Analyzing and Automating Processing Workflows
Benjamin Kavanaugh, U.S. Bureau of Economic Analysis
By the nature of their business, some of the systems we have built as part of an on-going central statistical systems modernization project have very complex computation processes that involve many thousands of distinct interdependent tasks, authored by multiple groups of analysts and users who normally are not in synch with each other, at least during the early stages of processing. Figuring out the correct sequence of execution of these tasks, and the overall synchronization state of the system, is an activity not well suited to manual control. We have developed a system that takes in information about computation tasks and their interdependencies, builds the dependency graph, and then automatically manages the overall computation process (including incrementally recalculating only the necessary tasks) and reports on the system synchronization state. It collects performance statistics of executions and provides time estimates on pending tasks.

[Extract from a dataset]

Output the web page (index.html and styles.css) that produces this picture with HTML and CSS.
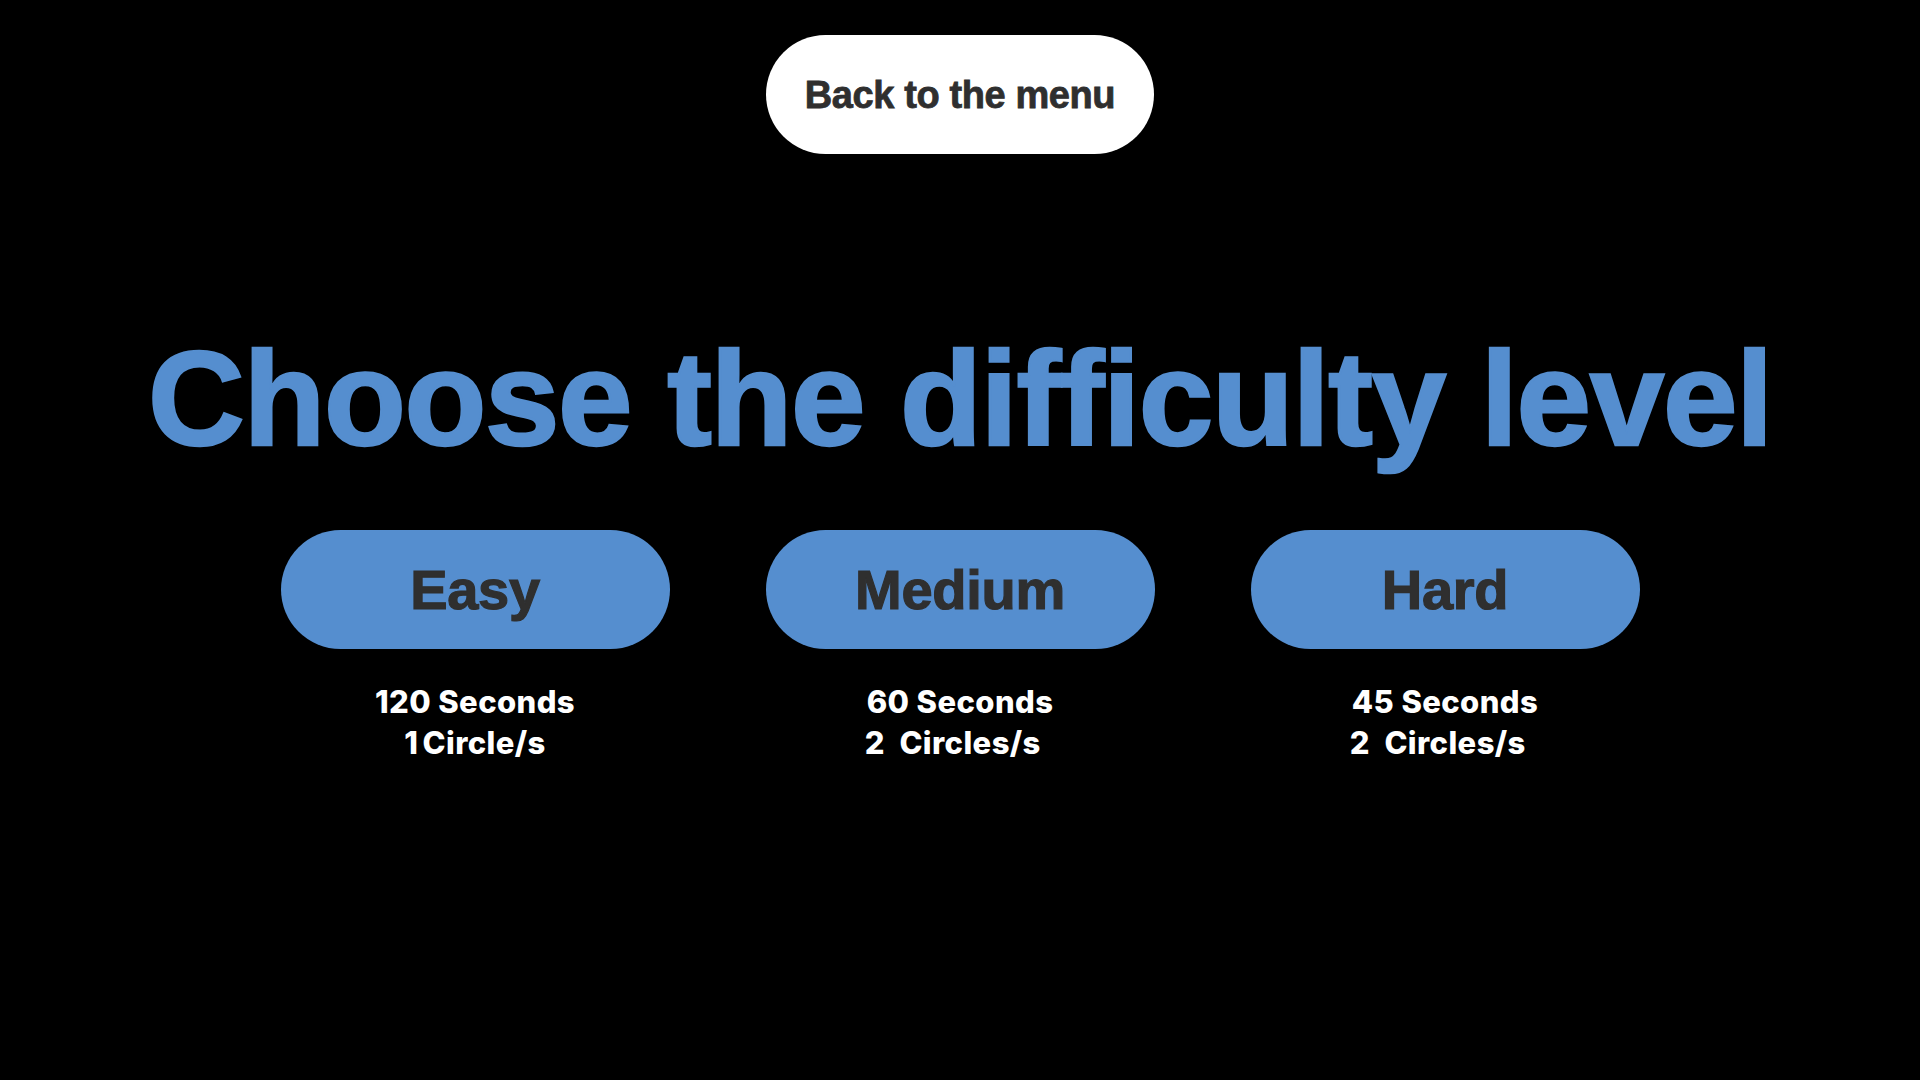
FILE: index.html
```html
<!DOCTYPE html>
<html lang="en">
<head>
<meta charset="utf-8">
<title>Choose the difficulty level</title>
<link rel="stylesheet" href="styles.css">
</head>
<body>
<main class="page">
  <button class="back-btn">Back to the menu</button>
  <h1 class="title">Choose the difficulty level</h1>
  <section class="levels">
    <div class="level">
      <button class="level-btn">Easy</button>
      <p class="level-info"><span>120 Seconds</span><span class="tight">1 Circle/s</span></p>
    </div>
    <div class="level">
      <button class="level-btn">Medium</button>
      <p class="level-info"><span>60 Seconds</span><span>2  Circles/s  </span></p>
    </div>
    <div class="level">
      <button class="level-btn">Hard</button>
      <p class="level-info"><span>45 Seconds</span><span>2  Circles/s  </span></p>
    </div>
  </section>
</main>
</body>
</html>
```
FILE: styles.css
```css
html, body {
  margin: 0;
  padding: 0;
  background: #000;
}

.page {
  width: 1920px;
  height: 1080px;
  display: flex;
  flex-direction: column;
  align-items: center;
  box-sizing: border-box;
  padding-top: 35px;
}

.back-btn {
  width: 388px;
  height: 119px;
  border: none;
  border-radius: 60px;
  background: #fff;
  color: #2f2f2f;
  font-family: "Liberation Sans", Arial, sans-serif;
  font-weight: 700;
  font-size: 38px;
  letter-spacing: -0.4px;
  -webkit-text-stroke: 0.8px #2f2f2f;
  padding: 2px 0 0;
  cursor: pointer;
}

.title {
  margin: 168px 0 0;
  font-family: "Liberation Sans", Arial, sans-serif;
  font-weight: 700;
  font-size: 134px;
  line-height: 154px;
  letter-spacing: -1.35px;
  color: #558ecf;
  -webkit-text-stroke: 2.5px #558ecf;
  white-space: nowrap;
}

.levels {
  margin-top: 54px;
  display: flex;
  gap: 96px;
}

.level {
  width: 389px;
  display: flex;
  flex-direction: column;
  align-items: center;
}

.level-btn {
  width: 389px;
  height: 119px;
  border: none;
  border-radius: 60px;
  background: #558ecf;
  color: #2f2f2f;
  font-family: "Liberation Sans", Arial, sans-serif;
  font-weight: 700;
  font-size: 56px;
  letter-spacing: -0.3px;
  -webkit-text-stroke: 1.2px #2f2f2f;
  padding: 0;
  cursor: pointer;
}

.level-info {
  margin: 32px 0 0;
  display: flex;
  flex-direction: column;
  align-items: center;
  font-family: Inter, "Liberation Sans", sans-serif;
  font-weight: 800;
  font-size: 31px;
  line-height: 41px;
  letter-spacing: 0.4px;
  color: #fff;
  white-space: pre;
}

.tight {
  word-spacing: -3px;
}
```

Aggregating time-series data in multiple dimensions, which themselves change over time
Benjamin Cowan, U.S. Bureau of Economic Analysis
Mathematical aggregations are a common form of computation encountered in survey data processing and analysis systems. As part of an on-going central statistical systems modernization project, we have developed a variety of metadata-driven aggregators that operate on multiple dimensions. These aggregators dynamically adapt to: the dimensions that are present; the taxonomies that exist and their membership and inter-element relationships; how these taxonomies change over time; which taxonomies are used for which dimensions; which aggregation steps involve which subsets of dimension; the dependencies among the aggregation steps; etc. All specifications are represented in metadata authored and controlled by the analysts outside of the system source code. This allows analysts to change the behavior of the system without changing its programming. The aggregators synchronize multidimensional aggregations of time series data with evolving taxonomical structures. They support a completeness check to ensure that all children of a given aggregate have values, as well as direct specification of values for aggregates that fail to compute naturally. The aggregators also have mechanisms to control computational explosions that are common in multi-dimensional situations. The aggregation engines are written in SQL and are essentially applications of several breadth-first graph processing algorithms - some based on level-by-level graph rolls, and others based on pre-computed partial and full closures.